The 2003-04 season was his best, finishing with a .931 save percentage in 72 games.
In the history of the league, only three goalies played in at least 70 games in a season and finished a save percentage higher than .930.
Bernie Parent did it in 1973-74 with the Flyers, Dominik Hasek in 1997-98 with the Sabres, and Luogno in 2003-04 with the Panthers. Parent and Hasek both won the Vezina Trophy in their seasons. Loungo finished in third behind Martin Brodeur and Miikka Kiprusoff.
This isn’t meant to be a knock on Brodeur, but he finished that year with .917 save percentage while playing behind a vastly superior team. It was a reputation win and nothing more.
2015-16 Norris Trophy
1. Drew Doughty, Kings (1,254 points)
2. Erik Karlsson, Senators (1,020)
3. Brent Burns, Sharks (619)
4. Kris Letang, Penguins (587)
5. Roman Josi, Predators (120)
The two best defensemen in the NHL for the past five years have been Erik Karlsson and Drew Doughty. When it comes to ranking them, it probably depends on your preferred style of play. Doughty is more of the shutdown type defenseman, and he is the best one going in the league today. Karlsson is the most prolific offensive defenseman the league has seen since, well, probably the days of Bobby Orr.

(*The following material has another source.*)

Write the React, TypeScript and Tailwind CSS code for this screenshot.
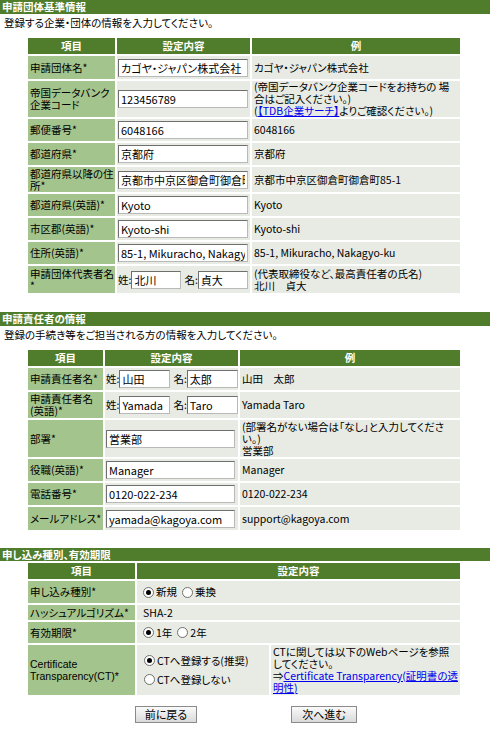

Karlsson is already a two-time Norris Trophy winner and he probably should be a three-time winner after his 2015-16 season performance when he averaged a point per game, finished in the top four in the scoring race, led the league in assists, was on the ice for the second-most goals of any player in the NHL, and played more than 28 minutes per game. It was one of the most dominant seasons a defenseman has had in years. And it was not enough to win the Norris Trophy.
My biggest problem with this result: It seemed to be a foregone conclusion all season long that Doughty was going to win the award because it was “his time” or “overdue” or that it should have happened in previous seasons. And maybe it should have. But it shouldn’t have happened in this season.
It was basically a career achievement award for a player who was 26 years old and still in the prime of his career.